If you dig through my Myspace blogs (gotta be my friend to dig), you will find a lot of blogs on Sisterhood, women getting along. I've worked with women and girls all of my life. I come from a family filled with strong women. I understand the importance of female relationships. Its very important for women to connect with other women.
So why do we still have this breakdown in sisterhood? Why do we still have women saying, "I really don't get along with other females"? Why do we roll our eyes at each other? Why are we afraid to show love?
I'm not about to write an essay because there are so many reasons why we are were we are today. Sexism being one of the top reasons but lets move toward some solutions with first like simply - looking in the mirror. Healing starts at home. When you see another beautiful woman, do you immediately pass judgment or can you appreciate her beauty AND tell her she's beautiful? When you see a man you're attracted to, do you size up his girlfriend to see if you're more attractive? Do you believe that women are NATURALLY backbiting, vindictive, and so-called "catty"? Why do you feel this way? Examine. Could you be the type of female you dislike?
I always think its funny when I hear women say, "I don't have female friends" and yet when you ask them about a couple of close sister friends, those sister friends somehow don't count as "women". Reminds of Do the Right Thing....remember this.....
Prince isn't 'black' and somehow close sisterfriends aren't "women".....[scratches head]
So what's so good about Female Friendships?
Consider this from:
- Longevity – Married men live longer than single men, yet women who marry have the same life expectancy as those who don't. However, women with strong female social ties (girlfriends) live longer than those without them.
- Stress – For decades, stress tests focused solely on male participants, believing that all humans would respond in the same manner. When these same stress tests were finally conducted on females it was discovered that women don't have the same, classic 'fight or flight' response to stress that men do. According to the research presented in The Tending Instinct, women under stress have the need to 'tend and befriend.' We want to tend to our young and be with our friends. Time with our friends actually reduces our stress levels.

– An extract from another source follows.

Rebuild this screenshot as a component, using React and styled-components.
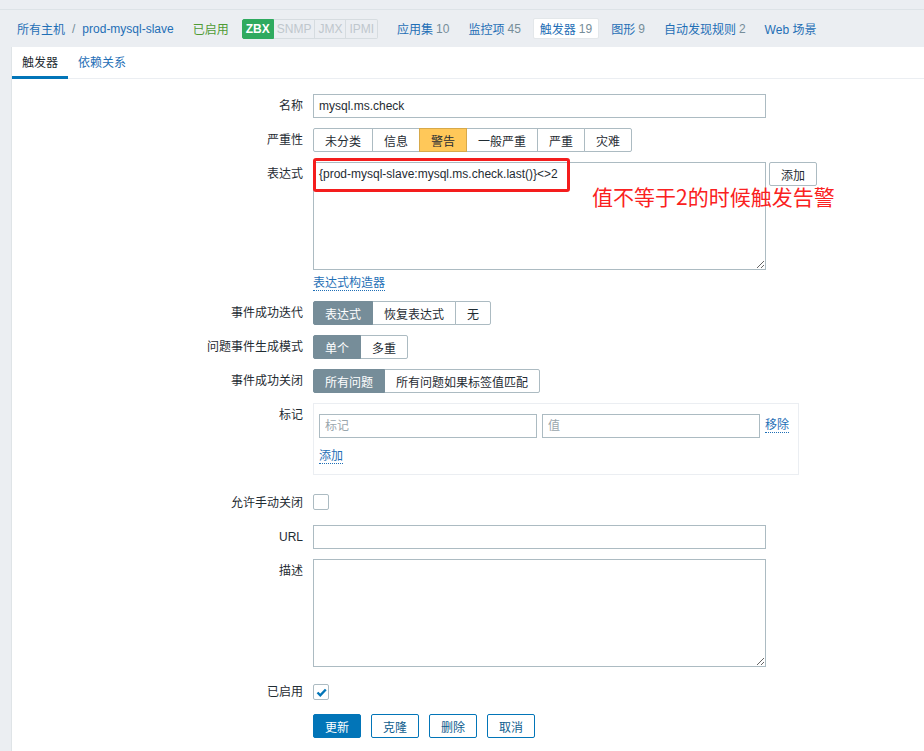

- More Stress - A study conducted by the UCLA School of Medicine found that when we're with our girlfriends, our bodies emit the "feel good" hormone oxytocin, helping us reduce everyday stress. By prioritizing our female friendships and spending time with these friends, we take advantage of a very simple, natural way to reduce our stress.
- Even more stress - Prairie voles, a monogamous rodent, have a similar response to stress. When a male vole is put in a stressful situation, he runs to his female partner. Female voles, when stressed, immediately run to the females they were raised with.
- Self-esteem - A recent study by Dove indicated that 70% of women feel prettier because of their relationships with female friends. It's no surprise that our self-esteem is highly influenced by our girlfriends; this is important to understand for girls as well as women.
- The Health Factor – Women without strong social ties risk health issues equivalent to being overweight or a smoker - it's that serious.
I love my female friends just as much as I love my male friendships. I have both and I cherish both. Its good for my soul and I find no reason not to love and admire women. How about you?